La suppression du générique d’ouverture inventé par George Lucas n’est pas anodine. Elle illustre le statut particulier de ce film, qui est et n’est pas tout à fait un Star Wars. Contrairement au Réveil de la Force, Rogue One : A Star War Story ne porte pas de numéro de série. Il ne peut pas non plus compter sur Luke Skywalker pour attirer les fans – ses héros sont inconnus au bataillon. Pis, il n’y a pas trace de Jedi dans cet opus ! Rogue One est ce que son studio appelle un stand-alone (« qui tient tout seul »), un film décorrélé de l’intrigue principale et auquel on ne donnera pas de suite. C’est pourtant sur lui que repose l’avenir de la saga.
Usine
Lucasfilm teste ici pour la première fois le modèle d’exploitation arrêté au moment de son rachat par Disney et inspiré de celui des super-héros de Marvel : un long-métrage tous les ans jusqu’en 2019… au moins. Si le programme s’arrête officiellement en 2019, l’objectif est évidemment de continuer – la compagnie n’a pas dépensé 4 milliards de dollars pour s’abstenir après cinq volets. Rogue One est un cheval de Troie. La pierre angulaire du pari de Disney : faire de l’univers lucassien une usine du divertissement capable de produire des films jusqu’à… eh bien, la fin du monde, idéalement.

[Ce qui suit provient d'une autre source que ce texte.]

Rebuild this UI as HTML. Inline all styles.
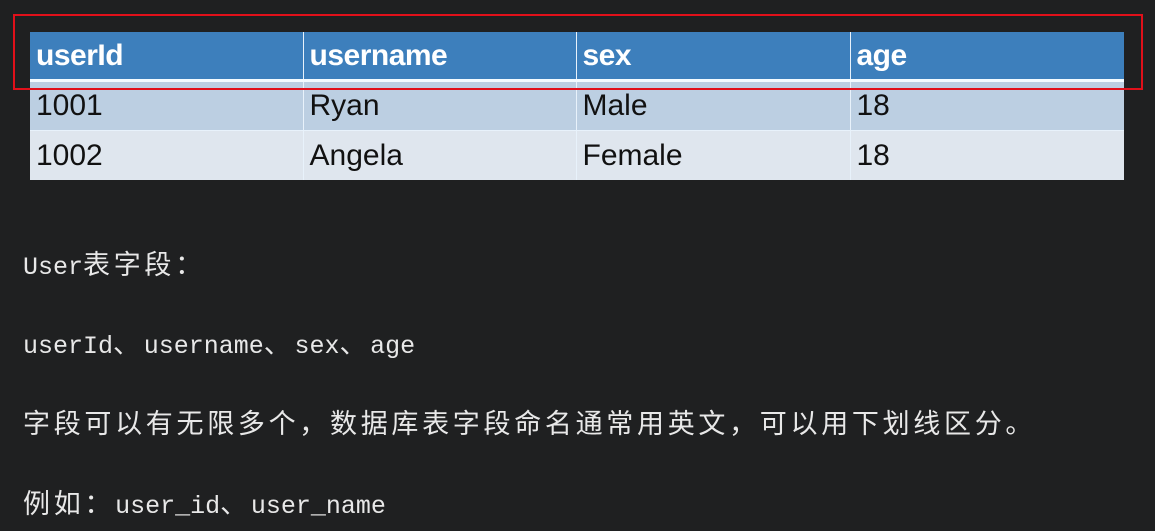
<!DOCTYPE html>
<html><head><meta charset="utf-8"><style>
body{margin:0;width:1155px;height:531px;background:#1f2021;overflow:hidden;position:relative}
table{position:absolute;left:30px;top:32px;width:1094px;border-collapse:collapse;font-family:"Liberation Sans",sans-serif;table-layout:fixed}
td{padding:0 0 0 6px;border-left:1px solid #e8f2fb;font-size:30px;color:#111;white-space:nowrap;overflow:hidden}
td:first-child{border-left:none}
tr.h td{background:#3d7fbc;color:#fff;font-weight:bold;height:47px;border-bottom:3px solid #f4fbff;letter-spacing:-0.5px}
tr.r1 td{background:#bccfe2;height:48px}
tr.r2 td{background:#dfe6ee;height:49px;border-top:1px solid #e8f2fb}
.red{position:absolute;left:13px;top:14px;width:1126px;height:72px;border:2px solid #e0101a}
.t{position:absolute;left:23px;color:#e8e8e8;font-family:"Liberation Mono","Noto Sans CJK SC",monospace;font-size:25px;white-space:nowrap}
.c{font-family:"Noto Sans CJK SC",sans-serif;font-size:27px;letter-spacing:3.7px}
</style></head><body>
<table>
<colgroup><col style="width:273px"><col style="width:273px"><col style="width:274px"><col style="width:274px"></colgroup>
<tr class="h"><td>userId</td><td>username</td><td>sex</td><td>age</td></tr>
<tr class="r1"><td>1001</td><td>Ryan</td><td>Male</td><td>18</td></tr>
<tr class="r2"><td>1002</td><td>Angela</td><td>Female</td><td>18</td></tr>
</table>
<div class="red"></div>
<div class="t" style="top:243px">User<span class="c">表字段：</span></div>
<div class="t" style="top:322px">userId<span class="c">、</span>username<span class="c">、</span>sex<span class="c">、</span>age</div>
<div class="t c" style="top:402px">字段可以有无限多个，数据库表字段命名通常用英文，可以用下划线区分。</div>
<div class="t" style="top:482px"><span class="c">例如：</span>user_id<span class="c">、</span>user_name</div>
</body></html>
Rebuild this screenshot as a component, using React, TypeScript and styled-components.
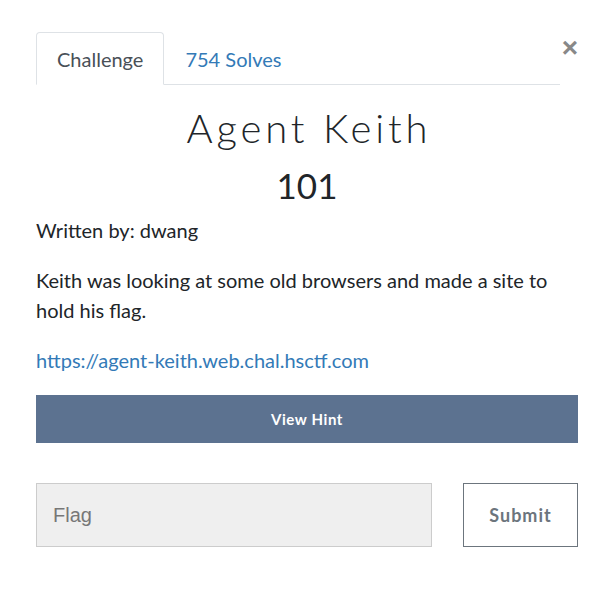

« Rogue One est un formidable point de départ parce qu’il contient des éléments familiers, des points d’ancrage, tout en introduisant un nouvel ensemble de personnages. C’est un très bon échantillon du genre de choses que ces films pourront faire », expliquait récemment la patronne de Lucasfilm, Kathleen Kennedy. Situé après La Revanche des Sith et avant Un nouvel espoir, cet « épisode » raconte effectivement un événement connu des fans parce qu’évoqué dans le texte d’ouverture du tout premier Star Wars : le vol des plans de l’Étoile noire par des espions de l’Alliance rebelle. Puisqu’on connaît déjà la fin, l’enjeu n’est pas scénaristique. La vraie mission du réalisateur, Gareth Edwards ? Trouver ce qui fait le cœur de Star Wars, ce qui pourra fonctionner même lorsque Dark Vador et sa famille auront définitivement disparu.
Ce n’est pas un hasard si Rogue One est sous-titré « A Star Wars Story »
Ce n’est pas un hasard si Rogue One est sous-titré « A Star Wars Story », « une histoire de Star Wars ». « Une » et non pas « L’ » histoire, celle des Skywalker, jusqu’ici essentielle à la saga. Pour espérer traverser les décennies et les générations, la franchise doit pouvoir passer outre ses héros originels et explorer des territoires vierges. En supprimant le traditionnel générique ou en ne faisant, par exemple, plus que lointainement appel aux thèmes musicaux de Williams (pour la première fois, le maestro ne signe pas la bande originale), le studio prend progressivement ses distances avec l’héritage de Lucas. C’est, au fond, la seule façon d’éviter l’épuisement du filon.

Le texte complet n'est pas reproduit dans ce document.